REQUIRED WORK
Omit the images, then print each record below exactly as it reads.

INPUT
• • • • •

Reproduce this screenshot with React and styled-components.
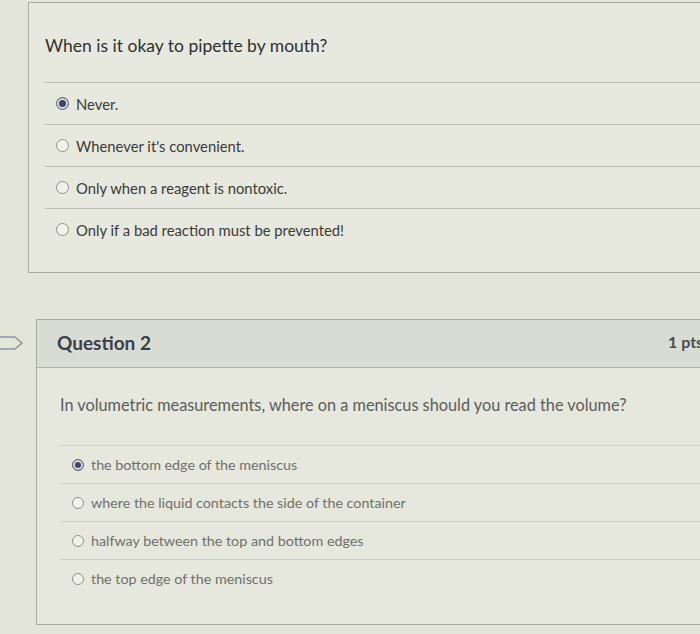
import React from 'react';
import styled, { createGlobalStyle } from 'styled-components';

const GlobalStyle = createGlobalStyle`
    html, body {
        margin: 0;
        padding: 0;
        background: #e3e5d9;
    }
    body {
        font-family: Lato, "Open Sans", "Liberation Sans", sans-serif;
    }
`

const Page = styled.div`
    width: 700px;
    height: 634px;
    overflow: hidden;
    background: #e3e5d9;
    display: flex;
    flex-direction: column;
`

const FirstCard = styled.div`
    margin-top: 2px;
    margin-left: 28px;
    width: 690px;
    flex-shrink: 0;
    border-top: 1px solid #a9aca3;
    border-left: 1px solid #a9aca3;
    border-bottom: 1px solid #a9aca3;
    background: #e7e9de;
    padding: 33px 0 22px 16px;
    box-sizing: border-box;
`

const BigQuestion = styled.div`
    font-size: 17.5px;
    color: #2f302e;
    line-height: 20px;
    margin-bottom: 26px;
`

const Answers = styled.div`
    display: flex;
    flex-direction: column;
`

const Answer = styled.div`
    display: flex;
    align-items: center;
    gap: ${p => p.$gap || 8}px;
    height: ${p => p.$h}px;
    border-top: 1px solid ${p => p.$line || '#b9bcb2'};
    padding-left: ${p => p.$pad}px;
    box-sizing: border-box;
    font-size: ${p => p.$size}px;
    color: ${p => p.$color};
`

const Radio = styled.span`
    width: ${p => p.$d}px;
    height: ${p => p.$d}px;
    border-radius: 50%;
    box-sizing: border-box;
    flex-shrink: 0;
    border: 1.5px solid ${p => (p.$on ? '#6d7080' : '#8d8f8a')};
    background: ${p => (p.$on ? '#3f4563' : '#f1f2ec')};
    box-shadow: ${p => (p.$on ? 'inset 0 0 0 2px #d9dbe3' : 'none')};
`

const Row = styled.div`
    display: flex;
    margin-top: 46px;
`

const Side = styled.div`
    width: 36px;
    flex-shrink: 0;
    height: 48px;
    display: flex;
    align-items: center;
`

const SecondCard = styled.div`
    width: 684px;
    flex-shrink: 0;
    border: 1px solid #a9aca3;
    border-right: none;
    background: #e6e8dd;
    height: 306px;
    box-sizing: border-box;
`

const Header = styled.div`
    height: 48px;
    background: #d9dcd2;
    border-bottom: 1px solid #aeb1a8;
    display: flex;
    align-items: center;
    justify-content: space-between;
    padding: 0 0 0 20px;
    box-sizing: border-box;
`

const Title = styled.div`
    font-size: 19px;
    font-weight: 700;
    color: #3a3f4e;
    margin-top: -3px;
`

const Points = styled.div`
    font-size: 16px;
    font-weight: 700;
    color: #4a4d52;
    width: 52px;
    margin-top: -4px;
`

const Body = styled.div`
    padding: 27px 0 0 23px;
`

const SmallQuestion = styled.div`
    font-size: 16.3px;
    color: #5b5d5c;
    line-height: 19px;
    margin-bottom: 31px;
`

const Tag = () => (
    <svg width="26" height="16" viewBox="0 0 26 16">
        <path d="M-3 2 H15 L22 8 L15 14 H-3 Z" fill="none" stroke="#8f94a3" strokeWidth="1.6" strokeLinejoin="round" />
    </svg>
)

const first = [
    { text: 'Never.', on: true },
    { text: "Whenever it's convenient." },
    { text: 'Only when a reagent is nontoxic.' },
    { text: 'Only if a bad reaction must be prevented!' },
]

const second = [
    { text: 'the bottom edge of the meniscus', on: true },
    { text: 'where the liquid contacts the side of the container' },
    { text: 'halfway between the top and bottom edges' },
    { text: 'the top edge of the meniscus' },
]

export default function App() {
    return (
        <Page>
            <GlobalStyle />
            <FirstCard>
                <BigQuestion>When is it okay to pipette by mouth?</BigQuestion>
                <Answers>
                    {first.map(a => (
                        <Answer key={a.text} $h={42} $pad={11} $gap={7} $size={14.8} $color="#3a3b39">
                            <Radio $d={13} $on={a.on} />
                            {a.text}
                        </Answer>
                    ))}
                </Answers>
            </FirstCard>
            <Row>
                <Side>
                    <Tag />
                </Side>
                <SecondCard>
                    <Header>
                        <Title>Question 2</Title>
                        <Points>1 pts</Points>
                    </Header>
                    <Body>
                        <SmallQuestion>
                            In volumetric measurements, where on a meniscus should you read the volume?
                        </SmallQuestion>
                        <Answers>
                            {second.map(a => (
                                <Answer key={a.text} $h={38} $pad={12} $gap={7} $size={14.3} $color="#6e706c" $line="#cdd0c6">
                                    <Radio $d={12} $on={a.on} />
                                    {a.text}
                                </Answer>
                            ))}
                        </Answers>
                    </Body>
                </SecondCard>
            </Row>
        </Page>
    );
}
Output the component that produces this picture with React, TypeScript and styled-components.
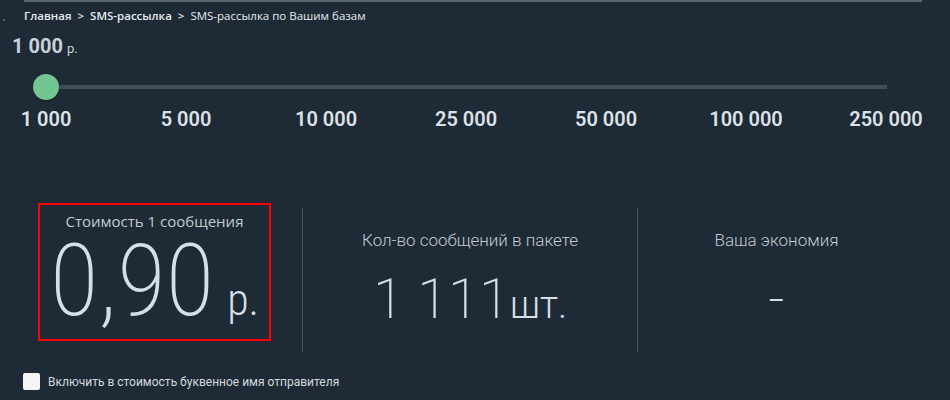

• • • • •

CORRECT RESPONSE
Reproduce this screenshot with React and styled-components.
import React from 'react';
import styled, { createGlobalStyle } from 'styled-components';

const GlobalStyle = createGlobalStyle`
    html, body {
        margin: 0;
        padding: 0;
        background: #e3e5d9;
    }
    body {
        font-family: Lato, "Open Sans", "Liberation Sans", sans-serif;
    }
`

const Page = styled.div`
    width: 700px;
    height: 634px;
    overflow: hidden;
    background: #e3e5d9;
    display: flex;
    flex-direction: column;
`

const FirstCard = styled.div`
    margin-top: 2px;
    margin-left: 28px;
    width: 690px;
    flex-shrink: 0;
    border-top: 1px solid #a9aca3;
    border-left: 1px solid #a9aca3;
    border-bottom: 1px solid #a9aca3;
    background: #e7e9de;
    padding: 33px 0 22px 16px;
    box-sizing: border-box;
`

const BigQuestion = styled.div`
    font-size: 17.5px;
    color: #2f302e;
    line-height: 20px;
    margin-bottom: 26px;
`

const Answers = styled.div`
    display: flex;
    flex-direction: column;
`

const Answer = styled.div`
    display: flex;
    align-items: center;
    gap: ${p => p.$gap || 8}px;
    height: ${p => p.$h}px;
    border-top: 1px solid ${p => p.$line || '#b9bcb2'};
    padding-left: ${p => p.$pad}px;
    box-sizing: border-box;
    font-size: ${p => p.$size}px;
    color: ${p => p.$color};
`

const Radio = styled.span`
    width: ${p => p.$d}px;
    height: ${p => p.$d}px;
    border-radius: 50%;
    box-sizing: border-box;
    flex-shrink: 0;
    border: 1.5px solid ${p => (p.$on ? '#6d7080' : '#8d8f8a')};
    background: ${p => (p.$on ? '#3f4563' : '#f1f2ec')};
    box-shadow: ${p => (p.$on ? 'inset 0 0 0 2px #d9dbe3' : 'none')};
`

const Row = styled.div`
    display: flex;
    margin-top: 46px;
`

const Side = styled.div`
    width: 36px;
    flex-shrink: 0;
    height: 48px;
    display: flex;
    align-items: center;
`

const SecondCard = styled.div`
    width: 684px;
    flex-shrink: 0;
    border: 1px solid #a9aca3;
    border-right: none;
    background: #e6e8dd;
    height: 306px;
    box-sizing: border-box;
`

const Header = styled.div`
    height: 48px;
    background: #d9dcd2;
    border-bottom: 1px solid #aeb1a8;
    display: flex;
    align-items: center;
    justify-content: space-between;
    padding: 0 0 0 20px;
    box-sizing: border-box;
`

const Title = styled.div`
    font-size: 19px;
    font-weight: 700;
    color: #3a3f4e;
    margin-top: -3px;
`

const Points = styled.div`
    font-size: 16px;
    font-weight: 700;
    color: #4a4d52;
    width: 52px;
    margin-top: -4px;
`

const Body = styled.div`
    padding: 27px 0 0 23px;
`

const SmallQuestion = styled.div`
    font-size: 16.3px;
    color: #5b5d5c;
    line-height: 19px;
    margin-bottom: 31px;
`

const Tag = () => (
    <svg width="26" height="16" viewBox="0 0 26 16">
        <path d="M-3 2 H15 L22 8 L15 14 H-3 Z" fill="none" stroke="#8f94a3" strokeWidth="1.6" strokeLinejoin="round" />
    </svg>
)

const first = [
    { text: 'Never.', on: true },
    { text: "Whenever it's convenient." },
    { text: 'Only when a reagent is nontoxic.' },
    { text: 'Only if a bad reaction must be prevented!' },
]

const second = [
    { text: 'the bottom edge of the meniscus', on: true },
    { text: 'where the liquid contacts the side of the container' },
    { text: 'halfway between the top and bottom edges' },
    { text: 'the top edge of the meniscus' },
]

export default function App() {
    return (
        <Page>
            <GlobalStyle />
            <FirstCard>
                <BigQuestion>When is it okay to pipette by mouth?</BigQuestion>
                <Answers>
                    {first.map(a => (
                        <Answer key={a.text} $h={42} $pad={11} $gap={7} $size={14.8} $color="#3a3b39">
                            <Radio $d={13} $on={a.on} />
                            {a.text}
                        </Answer>
                    ))}
                </Answers>
            </FirstCard>
            <Row>
                <Side>
                    <Tag />
                </Side>
                <SecondCard>
                    <Header>
                        <Title>Question 2</Title>
                        <Points>1 pts</Points>
                    </Header>
                    <Body>
                        <SmallQuestion>
                            In volumetric measurements, where on a meniscus should you read the volume?
                        </SmallQuestion>
                        <Answers>
                            {second.map(a => (
                                <Answer key={a.text} $h={38} $pad={12} $gap={7} $size={14.3} $color="#6e706c" $line="#cdd0c6">
                                    <Radio $d={12} $on={a.on} />
                                    {a.text}
                                </Answer>
                            ))}
                        </Answers>
                    </Body>
                </SecondCard>
            </Row>
        </Page>
    );
}
Output the component that produces this picture with React, TypeScript and styled-components.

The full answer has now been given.